Découvrez mes précédents posts
Et beaucoup d’autres articles management sur Facebook
Oui, je les ai, parce que j’ai assisté au début de mai à la conférence de Michael Bloom, vice-président, apprentissage et efficacité organisationnelle, du Conference Board du Canada, tenue lors de la Journée Infopresse sur le gestion des talents et les communications internes. Celui-ci y a expliqué que trois forces majeures allaient bouleverser notre vie au travail d’ici 2020 : la globalisation, la démographie et l’innovation technologique. Et d’ores et déjà, 10 tendances émergentes sont apparues au Canada, permettant de deviner ce à quoi va ressembler notre futur proche. Des tendances décelées à la suite d’une étude du Conference Board échalonnée sur deux années…
1. Les baby-boomers ne vont pas partir.
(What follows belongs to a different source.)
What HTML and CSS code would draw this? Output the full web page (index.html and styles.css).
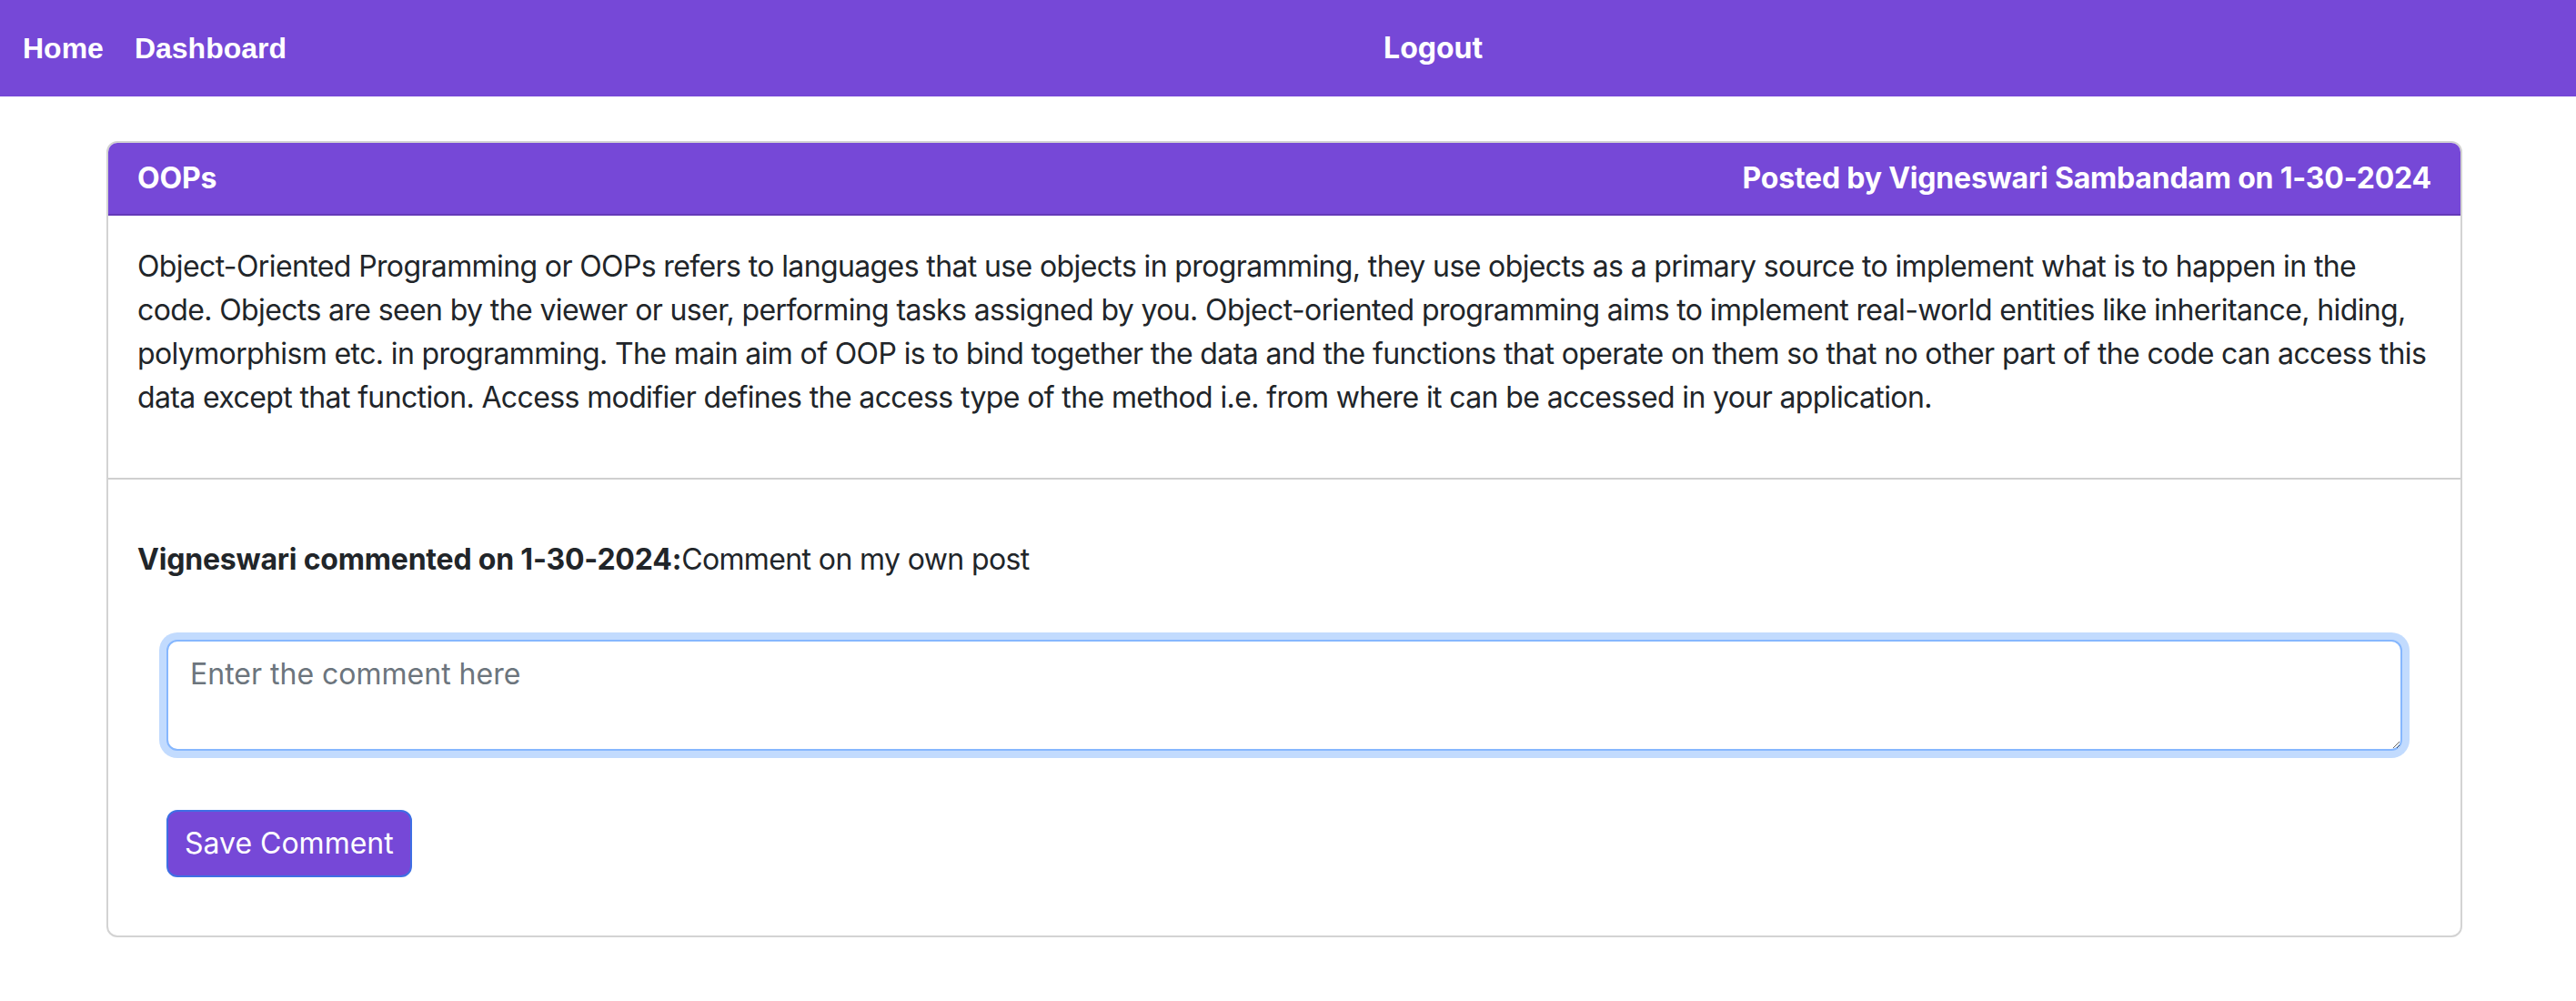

On nous a martelé l’idée que les baby-boomers, approchant de l’âge de la retraite, allaient quitter massivement le marché de l’emploi, ce qui laisserait toute la place aux nouvelles générations, frappées plus que les autres par le chômage. Erreur. Les baby-boomers vont s’accrocher au travail, n’ayant pas les moyens financiers d’avoir la retraite de leur rêve, ou tout simplement n’ayant pas le goût de devenir «inactifs».
Par conséquent, les années à venir vont être marquées par un «mix-générationnel» inédit, composé essentiellement des baby-boomers, de la génération X (ceux qui sont nés entre 1966 et 1979) et de la génération Y (ceux qui sont nés entre 1980 et 2000). «Et tout ce beau monde va devoir partager le même espace de bureau, des idées, des revenus…», a indiqué M. Bloom.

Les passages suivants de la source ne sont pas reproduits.